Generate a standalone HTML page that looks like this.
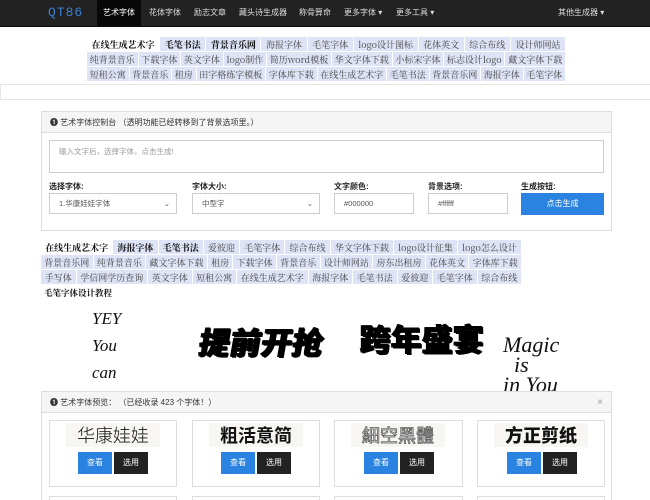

* * *

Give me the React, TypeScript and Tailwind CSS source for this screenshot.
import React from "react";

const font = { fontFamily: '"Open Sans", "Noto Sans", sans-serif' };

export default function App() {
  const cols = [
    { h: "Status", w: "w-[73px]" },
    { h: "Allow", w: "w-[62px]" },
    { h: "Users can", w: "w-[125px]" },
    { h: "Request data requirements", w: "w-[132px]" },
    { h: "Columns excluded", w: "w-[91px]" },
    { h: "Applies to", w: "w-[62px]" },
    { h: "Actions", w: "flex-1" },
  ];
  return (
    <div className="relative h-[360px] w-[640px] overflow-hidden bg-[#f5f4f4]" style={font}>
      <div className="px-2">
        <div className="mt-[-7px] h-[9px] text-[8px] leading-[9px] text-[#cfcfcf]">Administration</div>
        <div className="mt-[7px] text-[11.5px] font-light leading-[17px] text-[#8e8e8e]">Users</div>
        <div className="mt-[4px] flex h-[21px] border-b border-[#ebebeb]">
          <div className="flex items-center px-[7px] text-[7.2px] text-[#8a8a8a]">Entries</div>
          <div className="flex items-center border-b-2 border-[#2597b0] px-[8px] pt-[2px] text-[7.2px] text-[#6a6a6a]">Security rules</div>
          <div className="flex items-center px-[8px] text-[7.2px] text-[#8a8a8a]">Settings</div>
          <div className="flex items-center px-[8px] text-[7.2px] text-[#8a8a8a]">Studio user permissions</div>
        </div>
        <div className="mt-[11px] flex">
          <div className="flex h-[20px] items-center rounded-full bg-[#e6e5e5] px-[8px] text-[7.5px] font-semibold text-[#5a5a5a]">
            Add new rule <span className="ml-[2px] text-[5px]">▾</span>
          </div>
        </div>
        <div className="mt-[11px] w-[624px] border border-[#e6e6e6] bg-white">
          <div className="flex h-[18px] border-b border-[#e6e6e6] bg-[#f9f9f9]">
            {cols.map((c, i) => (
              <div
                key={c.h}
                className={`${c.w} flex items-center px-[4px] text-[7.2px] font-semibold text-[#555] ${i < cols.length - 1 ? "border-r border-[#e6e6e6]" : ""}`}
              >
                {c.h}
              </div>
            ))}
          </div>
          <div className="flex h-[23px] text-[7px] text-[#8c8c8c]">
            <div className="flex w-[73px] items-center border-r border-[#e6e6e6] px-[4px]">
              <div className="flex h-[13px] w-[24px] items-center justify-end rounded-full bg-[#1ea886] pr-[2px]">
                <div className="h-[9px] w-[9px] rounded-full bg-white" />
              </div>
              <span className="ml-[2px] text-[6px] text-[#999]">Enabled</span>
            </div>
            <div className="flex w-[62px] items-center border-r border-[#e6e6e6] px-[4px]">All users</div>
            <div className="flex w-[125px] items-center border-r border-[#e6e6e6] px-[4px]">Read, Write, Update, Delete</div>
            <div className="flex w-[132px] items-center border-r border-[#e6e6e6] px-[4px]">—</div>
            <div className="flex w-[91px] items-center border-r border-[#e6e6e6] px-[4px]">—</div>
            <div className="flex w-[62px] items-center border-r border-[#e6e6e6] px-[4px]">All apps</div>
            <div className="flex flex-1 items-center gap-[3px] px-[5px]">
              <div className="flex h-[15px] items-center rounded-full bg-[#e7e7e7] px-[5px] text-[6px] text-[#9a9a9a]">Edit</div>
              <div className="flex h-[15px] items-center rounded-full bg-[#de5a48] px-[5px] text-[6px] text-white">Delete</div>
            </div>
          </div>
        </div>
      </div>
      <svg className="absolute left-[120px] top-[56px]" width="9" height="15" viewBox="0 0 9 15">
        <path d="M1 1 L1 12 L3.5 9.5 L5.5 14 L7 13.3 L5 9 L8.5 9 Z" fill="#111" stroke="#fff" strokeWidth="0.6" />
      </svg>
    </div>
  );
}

## AIM OF THE TASK
From the records above, pick out and copy each line holding the word "this".

## WORKED SOLUTION
Generate a standalone HTML page that looks like this.
Give me the React, TypeScript and Tailwind CSS source for this screenshot.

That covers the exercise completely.